══ Exercise materials

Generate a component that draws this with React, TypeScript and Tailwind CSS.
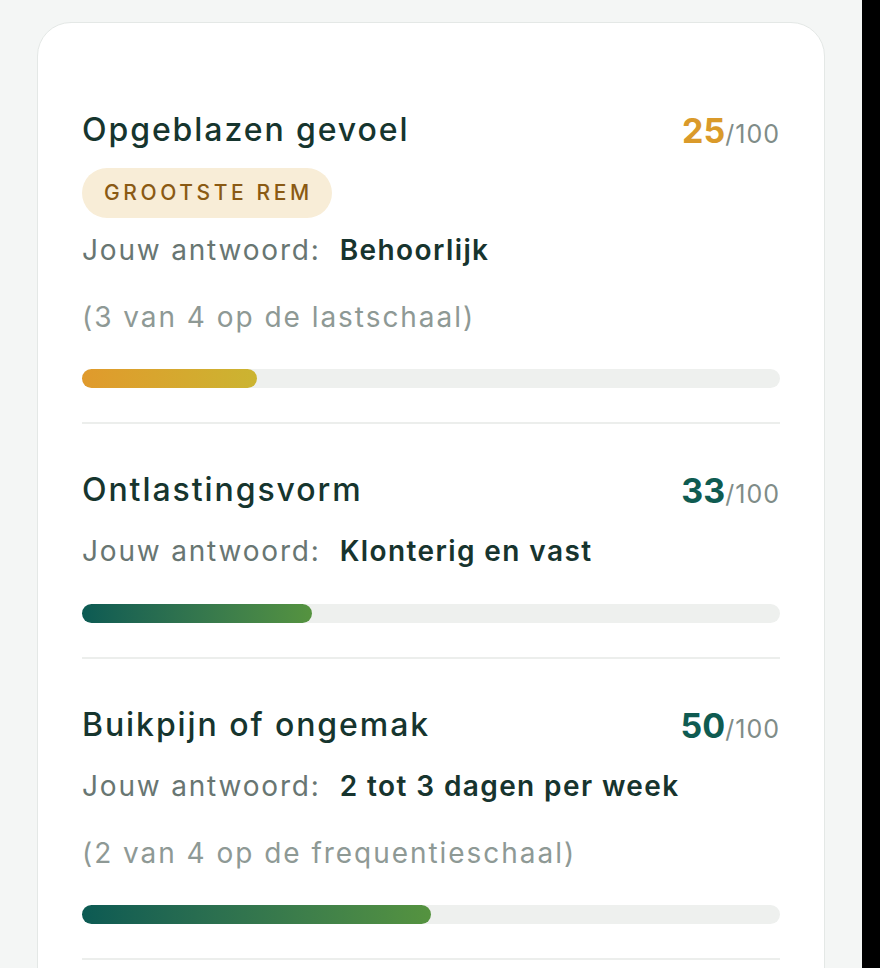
import React from "react";

type Item = {
  title: string;
  score: number;
  tone: "amber" | "teal";
  badge?: string;
  answer: string;
  scale?: string;
};

const items: Item[] = [
  {
    title: "Opgeblazen gevoel",
    score: 25,
    tone: "amber",
    badge: "GROOTSTE REM",
    answer: "Behoorlijk",
    scale: "(3 van 4 op de lastschaal)",
  },
  {
    title: "Ontlastingsvorm",
    score: 33,
    tone: "teal",
    answer: "Klonterig en vast",
  },
  {
    title: "Buikpijn of ongemak",
    score: 50,
    tone: "teal",
    answer: "2 tot 3 dagen per week",
    scale: "(2 van 4 op de frequentieschaal)",
  },
];

function ScoreRow({ item }: { item: Item }) {
  const amber = item.tone === "amber";
  return (
    <div className="border-b-2 border-[#eceeec] pt-[46px] pb-[34px]">
      <div className="flex h-[40px] items-center justify-between">
        <h3 className="text-[32px] font-medium tracking-[0.06em] text-[#16352e]">{item.title}</h3>
        <div className="flex items-baseline">
          <span className={`text-[34px] font-bold ${amber ? "text-[#da9a2a]" : "text-[#0f5b51]"}`}>
            {item.score}
          </span>
          <span className="text-[25px] tracking-[0.04em] text-[#7f8c88]">/100</span>
        </div>
      </div>

      {item.badge && (
        <div className="mt-[18px] inline-flex h-[50px] items-center rounded-full bg-[#f8edd7] pl-[22px] pr-[19px] text-[21px] font-medium tracking-[3.6px] text-[#8a5a14]">
          {item.badge}
        </div>
      )}

      <div className={`flex h-[36px] items-center text-[28px] ${item.badge ? "mt-[14px]" : "mt-[23px]"}`}>
        <span className="tracking-[0.065em] text-[#687672]">Jouw antwoord:</span>
        <span className="ml-[19px] font-semibold tracking-[0.05em] text-[#17342e]">{item.answer}</span>
      </div>

      {item.scale && (
        <div className="mt-[31px] flex h-[36px] items-center text-[28px] tracking-[0.07em] text-[#8e9995]">
          {item.scale}
        </div>
      )}

      <div className={`${item.scale ? "mt-[34px]" : "mt-[35px]"} h-[19px] w-full rounded-full bg-[#eef0ee]`}>
        <div
          className={`h-full rounded-full ${
            amber
              ? "bg-gradient-to-r from-[#e09a2c] to-[#cbb431]"
              : "bg-gradient-to-r from-[#0b5a53] to-[#55933f]"
          }`}
          style={{ width: `${item.score}%` }}
        />
      </div>
    </div>
  );
}

export default function App() {
  return (
    <div className="flex h-[968px] overflow-hidden bg-black" style={{ fontFamily: "Inter, 'Noto Sans', sans-serif" }}>
      <div className="w-[862px] shrink-0 bg-[#f4f6f5] px-[37px] pt-[22px]">
        <div className="rounded-[34px] border border-[#e4e8e6] bg-white px-[44px] pt-[41px] pb-[80px]">
          {items.map((item) => (
            <ScoreRow key={item.title} item={item} />
          ))}
        </div>
      </div>
    </div>
  );
}
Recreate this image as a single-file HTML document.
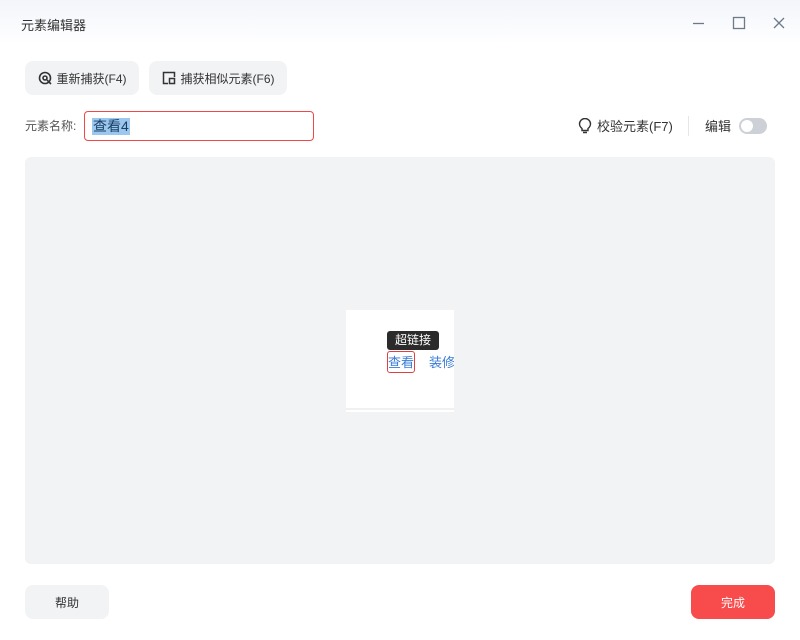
<!DOCTYPE html>
<html><head><meta charset="utf-8"><style>
*{margin:0;padding:0;box-sizing:border-box}
body{width:800px;height:640px;background:#fff;font-family:"Liberation Sans","Noto Sans CJK SC",sans-serif;position:relative;overflow:hidden;color:#333}
.abs{position:absolute}
.title{left:21px;top:15px;font-size:13px;color:#333}
.hdr{left:0;top:0;width:800px;height:45px;background:linear-gradient(#f3f5fb,#fff)}
.btn{background:#f2f3f5;border-radius:8px;height:34px;font-size:12px;display:flex;align-items:center;justify-content:center;gap:5px;color:#333}
.inp{left:84px;top:111px;width:230px;height:30px;border:1px solid #f04848;border-radius:4px}
.sel{position:absolute;left:7px;top:6px;background:#9cc8ef;font-size:14px;line-height:17px;color:#1a3f66;padding:0 1px}
.canvas{left:25px;top:157px;width:750px;height:407px;background:#f2f3f5;border-radius:6px}
</style></head><body>
<div class="abs hdr"></div>
<div class="abs title">元素编辑器</div>
<svg class="abs" style="left:690px;top:16px" width="100" height="16" fill="none" stroke="#6e7a8a" stroke-width="1.3">
<line x1="3" y1="7.5" x2="14" y2="7.5"/><rect x="43.5" y="1.5" width="11" height="11"/><path d="M84 2l10 10M94 2l-10 10"/></svg>
<div class="abs btn" style="left:25px;top:61px;width:114px"><svg width="14" height="14" fill="none" stroke="#333" stroke-width="1.6"><circle cx="7" cy="7" r="5.5"/><circle cx="7" cy="7" r="2"/><path d="M9 9l4 4" /></svg>重新捕获(F4)</div>
<div class="abs btn" style="left:149px;top:61px;width:138px"><svg width="14" height="14" fill="none" stroke="#333" stroke-width="1.5"><path d="M12.5 6V1.5h-11v11H6"/><rect x="7.5" y="7.5" width="5" height="5"/></svg>捕获相似元素(F6)</div>
<div class="abs" style="left:25px;top:117px;font-size:12px;color:#555">元素名称:</div>
<div class="abs inp"><span class="sel">查看4</span></div>
<svg class="abs" style="left:578px;top:118px" width="14" height="16" fill="none" stroke="#333" stroke-width="1.4"><path d="M4 10.5C2.5 9.3 1.5 7.8 1.5 6a5.5 5.5 0 0111 0c0 1.8-1 3.3-2.5 4.5v2h-6z M5 14.5h4"/></svg>
<div class="abs" style="left:597px;top:116px;font-size:13px;color:#333">校验元素(F7)</div>
<div class="abs" style="left:688px;top:116px;width:1px;height:20px;background:#e5e6ea"></div>
<div class="abs" style="left:705px;top:116px;font-size:13px;color:#333">编辑</div>
<div class="abs" style="left:739px;top:118px;width:28px;height:16px;border-radius:8px;background:#cdd0d6"><div style="position:absolute;left:2px;top:2px;width:12px;height:12px;border-radius:6px;background:#fff"></div></div>
<div class="abs canvas"></div>
<div class="abs" style="left:346px;top:310px;width:108px;height:102px;background:#fff"></div>
<div class="abs" style="left:346px;top:408px;width:108px;height:2px;background:#f0f0f0"></div>
<div class="abs" style="left:387px;top:331px;width:52px;height:19px;background:#2b2b2b;border-radius:3px;color:#fff;font-size:12px;line-height:19px;text-align:center">超链接</div>
<div class="abs" style="left:387px;top:351px;width:28px;height:22px;border:1px solid #e04040;border-radius:3px"></div>
<div class="abs" style="left:388px;top:352px;font-size:13px;color:#3a7bd5">查看</div>
<div class="abs" style="left:429px;top:352px;font-size:13px;color:#3a7bd5;width:25px;overflow:hidden;white-space:nowrap">装修</div>
<div class="abs btn" style="left:25px;top:585px;width:84px;height:34px">帮助</div>
<div class="abs btn" style="left:691px;top:585px;width:84px;height:34px;background:#f84b4b;color:#fff">完成</div>
</body></html>
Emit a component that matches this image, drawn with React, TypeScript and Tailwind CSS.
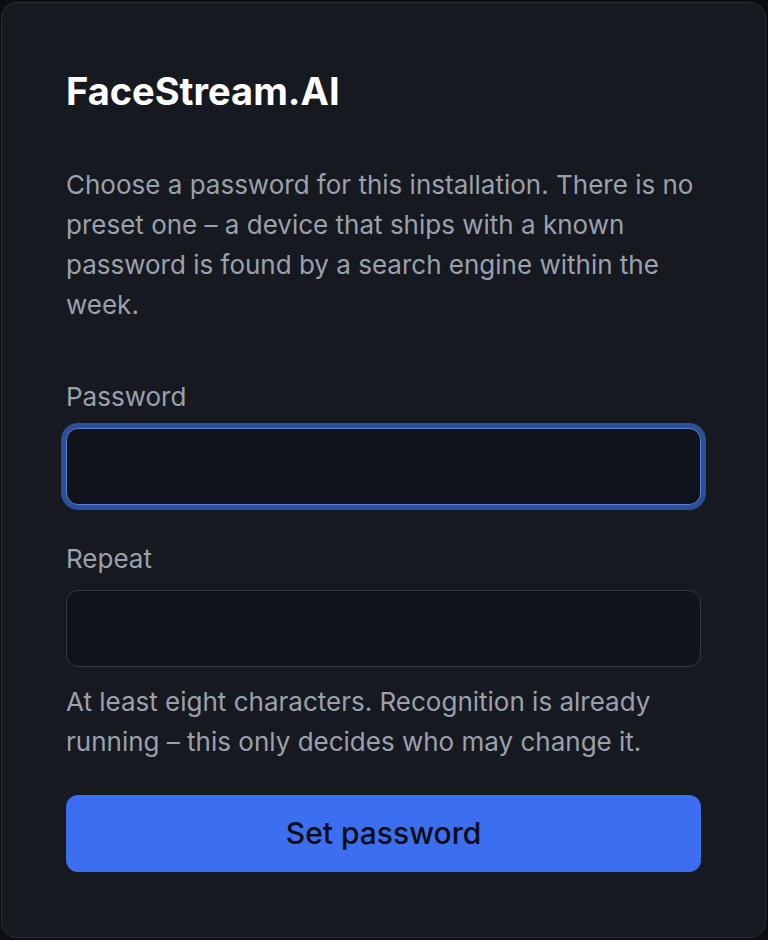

════

Exercise prompt
Repeat the material above word for word and skip every image in it.

Problem solution
Generate a component that draws this with React, TypeScript and Tailwind CSS.
import React from "react";

type Item = {
  title: string;
  score: number;
  tone: "amber" | "teal";
  badge?: string;
  answer: string;
  scale?: string;
};

const items: Item[] = [
  {
    title: "Opgeblazen gevoel",
    score: 25,
    tone: "amber",
    badge: "GROOTSTE REM",
    answer: "Behoorlijk",
    scale: "(3 van 4 op de lastschaal)",
  },
  {
    title: "Ontlastingsvorm",
    score: 33,
    tone: "teal",
    answer: "Klonterig en vast",
  },
  {
    title: "Buikpijn of ongemak",
    score: 50,
    tone: "teal",
    answer: "2 tot 3 dagen per week",
    scale: "(2 van 4 op de frequentieschaal)",
  },
];

function ScoreRow({ item }: { item: Item }) {
  const amber = item.tone === "amber";
  return (
    <div className="border-b-2 border-[#eceeec] pt-[46px] pb-[34px]">
      <div className="flex h-[40px] items-center justify-between">
        <h3 className="text-[32px] font-medium tracking-[0.06em] text-[#16352e]">{item.title}</h3>
        <div className="flex items-baseline">
          <span className={`text-[34px] font-bold ${amber ? "text-[#da9a2a]" : "text-[#0f5b51]"}`}>
            {item.score}
          </span>
          <span className="text-[25px] tracking-[0.04em] text-[#7f8c88]">/100</span>
        </div>
      </div>

      {item.badge && (
        <div className="mt-[18px] inline-flex h-[50px] items-center rounded-full bg-[#f8edd7] pl-[22px] pr-[19px] text-[21px] font-medium tracking-[3.6px] text-[#8a5a14]">
          {item.badge}
        </div>
      )}

      <div className={`flex h-[36px] items-center text-[28px] ${item.badge ? "mt-[14px]" : "mt-[23px]"}`}>
        <span className="tracking-[0.065em] text-[#687672]">Jouw antwoord:</span>
        <span className="ml-[19px] font-semibold tracking-[0.05em] text-[#17342e]">{item.answer}</span>
      </div>

      {item.scale && (
        <div className="mt-[31px] flex h-[36px] items-center text-[28px] tracking-[0.07em] text-[#8e9995]">
          {item.scale}
        </div>
      )}

      <div className={`${item.scale ? "mt-[34px]" : "mt-[35px]"} h-[19px] w-full rounded-full bg-[#eef0ee]`}>
        <div
          className={`h-full rounded-full ${
            amber
              ? "bg-gradient-to-r from-[#e09a2c] to-[#cbb431]"
              : "bg-gradient-to-r from-[#0b5a53] to-[#55933f]"
          }`}
          style={{ width: `${item.score}%` }}
        />
      </div>
    </div>
  );
}

export default function App() {
  return (
    <div className="flex h-[968px] overflow-hidden bg-black" style={{ fontFamily: "Inter, 'Noto Sans', sans-serif" }}>
      <div className="w-[862px] shrink-0 bg-[#f4f6f5] px-[37px] pt-[22px]">
        <div className="rounded-[34px] border border-[#e4e8e6] bg-white px-[44px] pt-[41px] pb-[80px]">
          {items.map((item) => (
            <ScoreRow key={item.title} item={item} />
          ))}
        </div>
      </div>
    </div>
  );
}
Recreate this image as a single-file HTML document.
<!DOCTYPE html>
<html><head><meta charset="utf-8"><style>
*{margin:0;padding:0;box-sizing:border-box}
body{width:800px;height:640px;background:#fff;font-family:"Liberation Sans","Noto Sans CJK SC",sans-serif;position:relative;overflow:hidden;color:#333}
.abs{position:absolute}
.title{left:21px;top:15px;font-size:13px;color:#333}
.hdr{left:0;top:0;width:800px;height:45px;background:linear-gradient(#f3f5fb,#fff)}
.btn{background:#f2f3f5;border-radius:8px;height:34px;font-size:12px;display:flex;align-items:center;justify-content:center;gap:5px;color:#333}
.inp{left:84px;top:111px;width:230px;height:30px;border:1px solid #f04848;border-radius:4px}
.sel{position:absolute;left:7px;top:6px;background:#9cc8ef;font-size:14px;line-height:17px;color:#1a3f66;padding:0 1px}
.canvas{left:25px;top:157px;width:750px;height:407px;background:#f2f3f5;border-radius:6px}
</style></head><body>
<div class="abs hdr"></div>
<div class="abs title">元素编辑器</div>
<svg class="abs" style="left:690px;top:16px" width="100" height="16" fill="none" stroke="#6e7a8a" stroke-width="1.3">
<line x1="3" y1="7.5" x2="14" y2="7.5"/><rect x="43.5" y="1.5" width="11" height="11"/><path d="M84 2l10 10M94 2l-10 10"/></svg>
<div class="abs btn" style="left:25px;top:61px;width:114px"><svg width="14" height="14" fill="none" stroke="#333" stroke-width="1.6"><circle cx="7" cy="7" r="5.5"/><circle cx="7" cy="7" r="2"/><path d="M9 9l4 4" /></svg>重新捕获(F4)</div>
<div class="abs btn" style="left:149px;top:61px;width:138px"><svg width="14" height="14" fill="none" stroke="#333" stroke-width="1.5"><path d="M12.5 6V1.5h-11v11H6"/><rect x="7.5" y="7.5" width="5" height="5"/></svg>捕获相似元素(F6)</div>
<div class="abs" style="left:25px;top:117px;font-size:12px;color:#555">元素名称:</div>
<div class="abs inp"><span class="sel">查看4</span></div>
<svg class="abs" style="left:578px;top:118px" width="14" height="16" fill="none" stroke="#333" stroke-width="1.4"><path d="M4 10.5C2.5 9.3 1.5 7.8 1.5 6a5.5 5.5 0 0111 0c0 1.8-1 3.3-2.5 4.5v2h-6z M5 14.5h4"/></svg>
<div class="abs" style="left:597px;top:116px;font-size:13px;color:#333">校验元素(F7)</div>
<div class="abs" style="left:688px;top:116px;width:1px;height:20px;background:#e5e6ea"></div>
<div class="abs" style="left:705px;top:116px;font-size:13px;color:#333">编辑</div>
<div class="abs" style="left:739px;top:118px;width:28px;height:16px;border-radius:8px;background:#cdd0d6"><div style="position:absolute;left:2px;top:2px;width:12px;height:12px;border-radius:6px;background:#fff"></div></div>
<div class="abs canvas"></div>
<div class="abs" style="left:346px;top:310px;width:108px;height:102px;background:#fff"></div>
<div class="abs" style="left:346px;top:408px;width:108px;height:2px;background:#f0f0f0"></div>
<div class="abs" style="left:387px;top:331px;width:52px;height:19px;background:#2b2b2b;border-radius:3px;color:#fff;font-size:12px;line-height:19px;text-align:center">超链接</div>
<div class="abs" style="left:387px;top:351px;width:28px;height:22px;border:1px solid #e04040;border-radius:3px"></div>
<div class="abs" style="left:388px;top:352px;font-size:13px;color:#3a7bd5">查看</div>
<div class="abs" style="left:429px;top:352px;font-size:13px;color:#3a7bd5;width:25px;overflow:hidden;white-space:nowrap">装修</div>
<div class="abs btn" style="left:25px;top:585px;width:84px;height:34px">帮助</div>
<div class="abs btn" style="left:691px;top:585px;width:84px;height:34px;background:#f84b4b;color:#fff">完成</div>
</body></html>
Emit a component that matches this image, drawn with React, TypeScript and Tailwind CSS.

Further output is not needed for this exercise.